Consider the following sentences. Remember that we have set t = 0.999.

(1’) I should believe: the winning ticket is in {t₁, t₂, …, t_999, t₁₀₀₀}.

(2’) I should believe: ~(the winning ticket is in {}).

Also consider the following 1000 sentences:

(P’1) I should believe: ~(the winning ticket is in {}) ⊃ ~(the winning ticket is in {t₁}).

(P’2) I should believe: ~(the winning ticket is in{t₁}) ⊃ ~(the winning ticket is in {t₁, t₂}).

(P’3) I should believe: ~(the winning ticket is in {t₁, t₂}) ⊃ ~(the winning ticket is in {t₁, t₂, t₃}).

…

(P’1000) I should believe: ~(the winning ticket is in {t₁, t₂, …, t₉₉₉}) ⊃ ~(the winning ticket is in {t₁, t₂, …, t_999, t₁₀₀₀}).

The paradox consists in the fact that by multiple applications of modus ponens* we conclude (3’):

(3’) I should believe: ~(the winning ticket is in {t₁, t₂, …, t_999, t₁₀₀₀}). (!)

Note that each premise is true.

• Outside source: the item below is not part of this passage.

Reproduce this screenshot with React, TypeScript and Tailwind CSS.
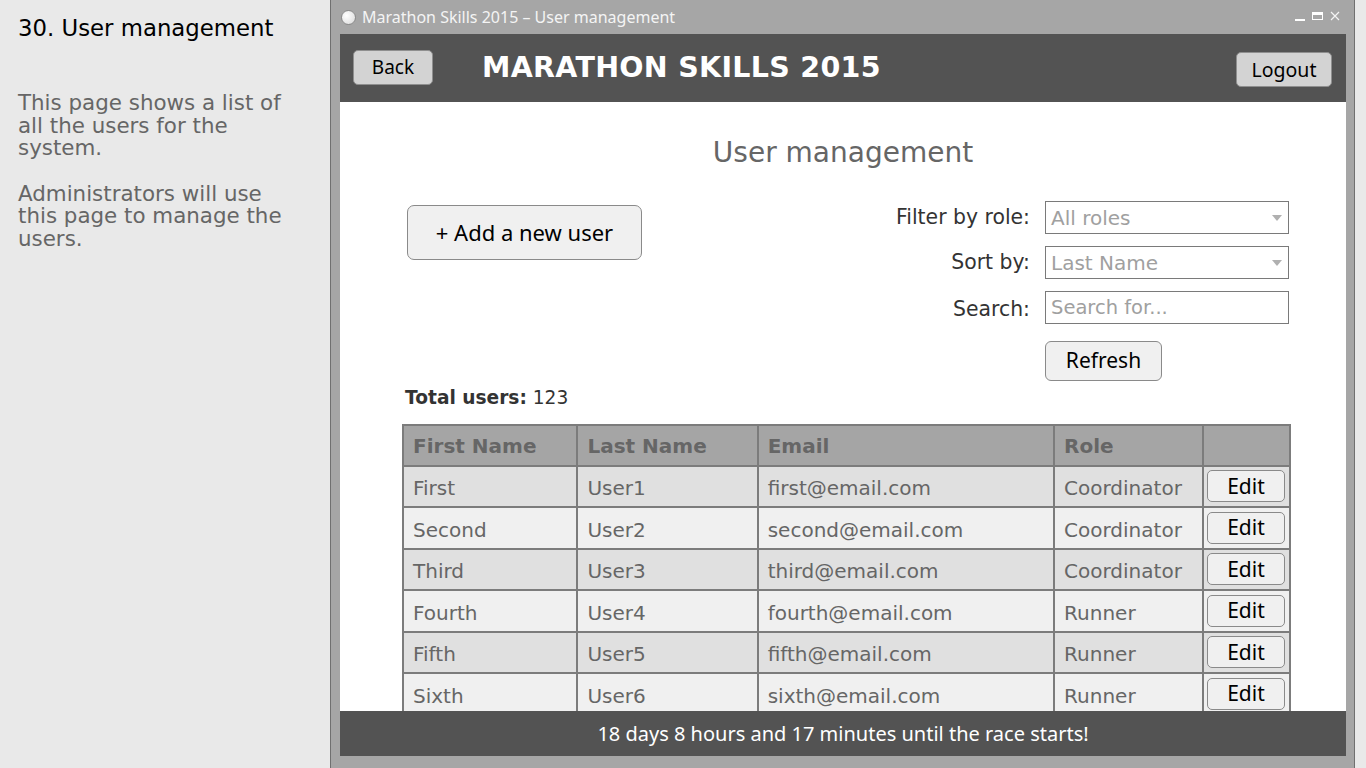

Indeed, “the winning ticket is in {t₁, t₂, …, t_999, t₁₀₀₀}” and “~(the winning ticket is in {})” both have a probability of 1, while each of the conditionals in (P’1)–(P’1000) (viz., “~(the winning ticket is in {}) ⊃ ~(the winning ticket is in {t₁})”, “~(the winning ticket is in{t₁}) ⊃ ~(the winning ticket is in {t₁, t₂})”… “~(the winning ticket is in {t₁, t₂, …, t₉₉₉}) ⊃ ~(the winning ticket is in {t₁, t₂, …, t_999, t₁₀₀₀})”) has a probability of 0.999. Why 0.999? Consider, for instance, the conditional “~(the winning ticket is in {t₁, t_2, …, t₄₉₈}) ⊃ ~(the winning ticket is in {t₁, t_2, …, t_498, t₄₉₉}): it is equivalent to “(the winning ticket is in {t₁, t_2, …, t₄₉₈}) ∨ ~(the winning ticket is in {t₁, t_2, …, t_498, t₄₉₉})”. The reason why this disjunction has a probability of 0.999 is that its probability is calculated by adding the probability of “the winning ticket is in {t₁, t_2, …, t₄₉₈}”, i.e., 0.498, to the probability of “~(the winning ticket is in {t₁, t_2, …, t_498, t₄₉₉})”, i.e., 0.501; the probabilities must be added here because the sentences we are dealing with are mutually inconsistent. Another way of reaching the same result is by focusing on what would make (P’1)–(P’1000) false: as we have seen, the conditionals in (P’1)–(P’1000) are of the form “~(the winning ticket is in {…, (t_n)}) ⊃ ~(the winning ticket is in {…, t_n, (t_{n + 1})})”: in order to falsify one of them, it is both necessary and sufficient that the winning ticket is exactly ticket n°n + 1, which has a probability of 0.001.

So (1’), (2’) and (P’1)–(P’1000) are all true; nonetheless, by modus ponens*, (3’) is also true, whence the problematic outcome: by modus ponens*, (3’) is both true and false.

Now, it is not only the case that we can generate a soritical argument starting from the lottery scenario: it is also the case that the premises of the original puzzle by Kyburg and those of the WSP are equivalent.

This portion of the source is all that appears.